With the war of words between VZW and AT&T raging on, a network test vendor decided to do some experiments and find out whose coverage was best. Connected Planet has the results.

Microsoft has decided that its cloud-server business, Azure, would probably be best off in the server and cloud division.

Embedded Linux specialists Wind River are doing Android. Inevitably, the restrictions on the Motorola Droid have been defeated by hackers in order to get access to the device as the root user. Good for them, but it's probably the right moment, given the great iWorm hooha, to remind everyone that if you're going to expose the root console on a Linux-based device of any kind, you'd better change the default password to something random...Vodafone, meanwhile, has dropped the HTC HD2 Windows phone, presumably to give the H1 and the iPhone a clear run.

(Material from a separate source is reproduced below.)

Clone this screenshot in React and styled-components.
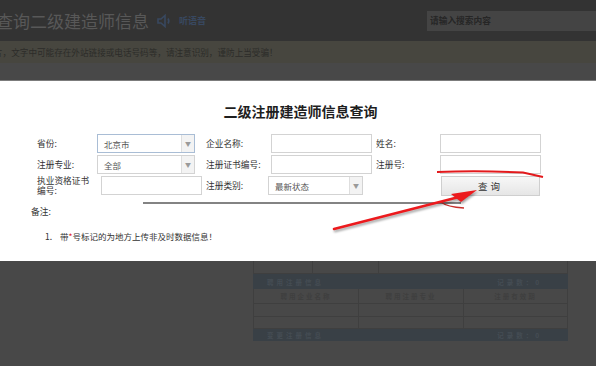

Orange has an app store, and there will be operator billing available. And the iPhone now has speech to text.

However, as Rich Karpinski points out, what difference does it make? All the smartphones are converging on a very similar design, the size and shape of a trouser pocket (as Richard Kramer pointed out at Telco 2.0) with the face taken up entirely with a big touchscreen, probably with a Unix-like operating system, and with an applications layer made up mostly of Web-based widgetry.

Telefonica has announced that its Amobee mobile ad platform will be available across 18 countries; this comes after O2 UK presented on their successful third-party ads program at Telco 2.0 EMEA.

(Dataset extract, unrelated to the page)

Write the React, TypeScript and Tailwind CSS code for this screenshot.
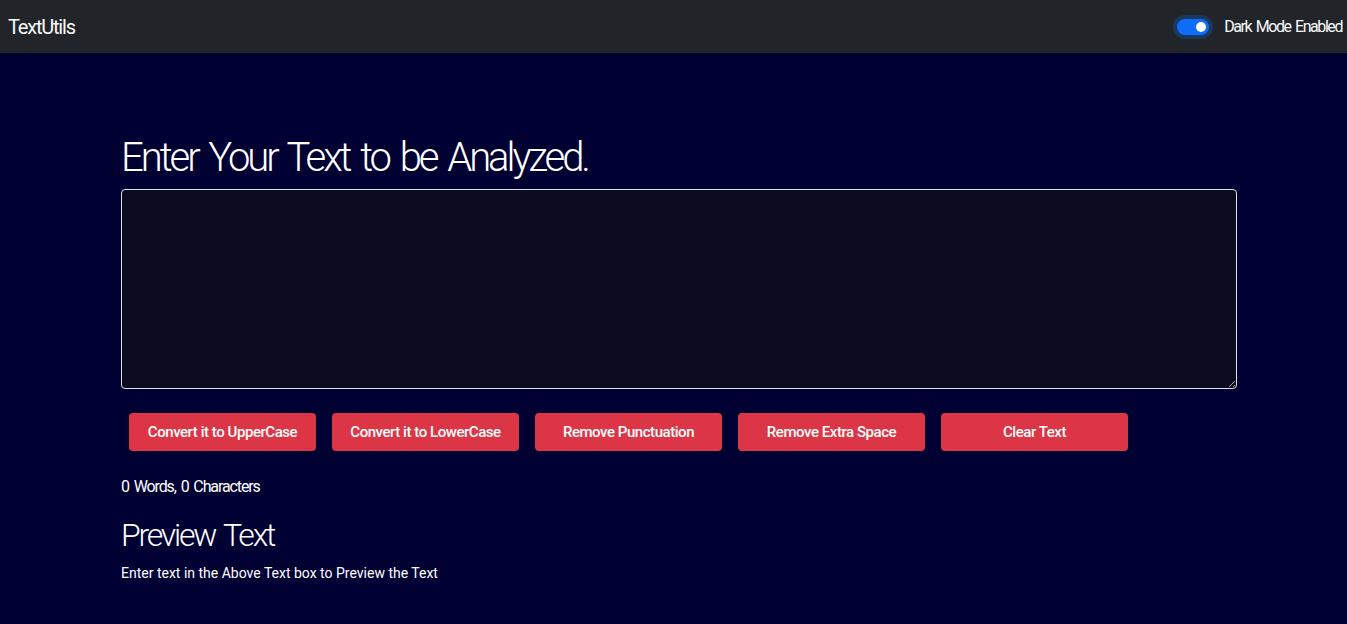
import { useState } from "react";

const font = { fontFamily: 'Roboto, "Liberation Sans", sans-serif' };

const actions = [
  "Convert it to UpperCase",
  "Convert it to LowerCase",
  "Remove Punctuation",
  "Remove Extra Space",
  "Clear Text",
];

function Navbar() {
  return (
    <nav className="flex h-[53px] items-center justify-between bg-[#212529] pl-2 pr-[5px] text-[#f8f9fa]">
      <span className="text-[20px] tracking-[-0.06em]">TextUtils</span>
      <label className="flex items-center gap-[15px]">
        <span className="relative flex h-4 w-8 items-center justify-end rounded-full bg-[#0d6efd] px-[3px] shadow-[0_0_0_4px_rgba(13,110,253,0.25)]">
          <span className="h-[10px] w-[10px] rounded-full bg-white" />
        </span>
        <span className="text-[16px] tracking-[-0.09em] [word-spacing:2px]">Dark Mode Enabled</span>
      </label>
    </nav>
  );
}

export default function App() {
  const [text, setText] = useState("");
  const words = text.split(/\s+/).filter((w) => w.length > 0).length;

  return (
    <div className="min-h-[624px] bg-[#000033] text-white" style={font}>
      <Navbar />
      <main className="ml-[121px] w-[1116px] pt-[81px]">
        <h1 className="mb-[7px] text-[40px] font-light leading-[48px] tracking-[-0.076em] [word-spacing:4px]">
          Enter Your Text to be Analyzed.
        </h1>
        <textarea
          className="block h-[200px] w-full rounded border border-[#dee2e6] bg-[#0b0c1f] px-3 py-[6px] text-white outline-none"
          value={text}
          onChange={(e) => setText(e.target.value)}
        />
        <div className="mt-6 flex gap-4 px-2">
          {actions.map((label) => (
            <button
              key={label}
              className="h-[38px] w-[187px] whitespace-nowrap rounded bg-[#dc3545] text-[15px] font-medium tracking-[-0.03em] text-white"
            >
              {label}
            </button>
          ))}
        </div>
        <p className="mt-[24px] text-[16px] leading-6 tracking-[-0.07em] [word-spacing:2px]">
          {words} Words, {text.length} Characters
        </p>
        <h2 className="mt-[17px] text-[32px] font-light leading-[38px] tracking-[-0.07em] [word-spacing:3px]">
          Preview Text
        </h2>
        <p className="mt-[9px] text-[14px] leading-5">
          {text.length > 0 ? text : "Enter text in the Above Text box to Preview the Text"}
        </p>
      </main>
    </div>
  );
}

On the downside, OFCOM reports that the UK telecoms industry has stagnated since mid-2008, and the good point is well made that BT's 21CN plans appear to have disappeared. For comparison, Australia's National Broadband Network, which started digging in July, is estimated to be worth a saving of 5% of Australia's CO2 emissions.

BT, in slightly more optimistic news, is in talks about building a huge CDN infrastructure in the UK; the Government wants to tax unused phone lines in order to fund their FTTC rollout. The Radio Society of Great Britain, meanwhile, is vexed about powerline Ethernet and specifically that some devices haven't been adequately tested - if it doesn't work properly, your whole ring main will become a giant antenna broadcasting all your traffic...

Brough Turner wants to stop the mobile operators getting all the whitespace spectrum; and Kigali gets its WiMAX.

In the content field, another Spotify - a rightsholder-backed streaming service - is rising in the US. Even if the negotiations over content licensing with EMI dragged a little...actually a lot, it's going to be interesting how this works out. And the Boxee media centre/TV launched successfully this week.

There's a row going on about privacy at Facebook after a major change to the terms of service was partly reversed. In that line of business, here's Bruce Schneier's presentation on The Future of Privacy at the Open Rights Group in London.

Internet cockup of the week: it turns out that two organisations have been assigned the same AS number.

And finally, if you read the Guardian, there's an app for that.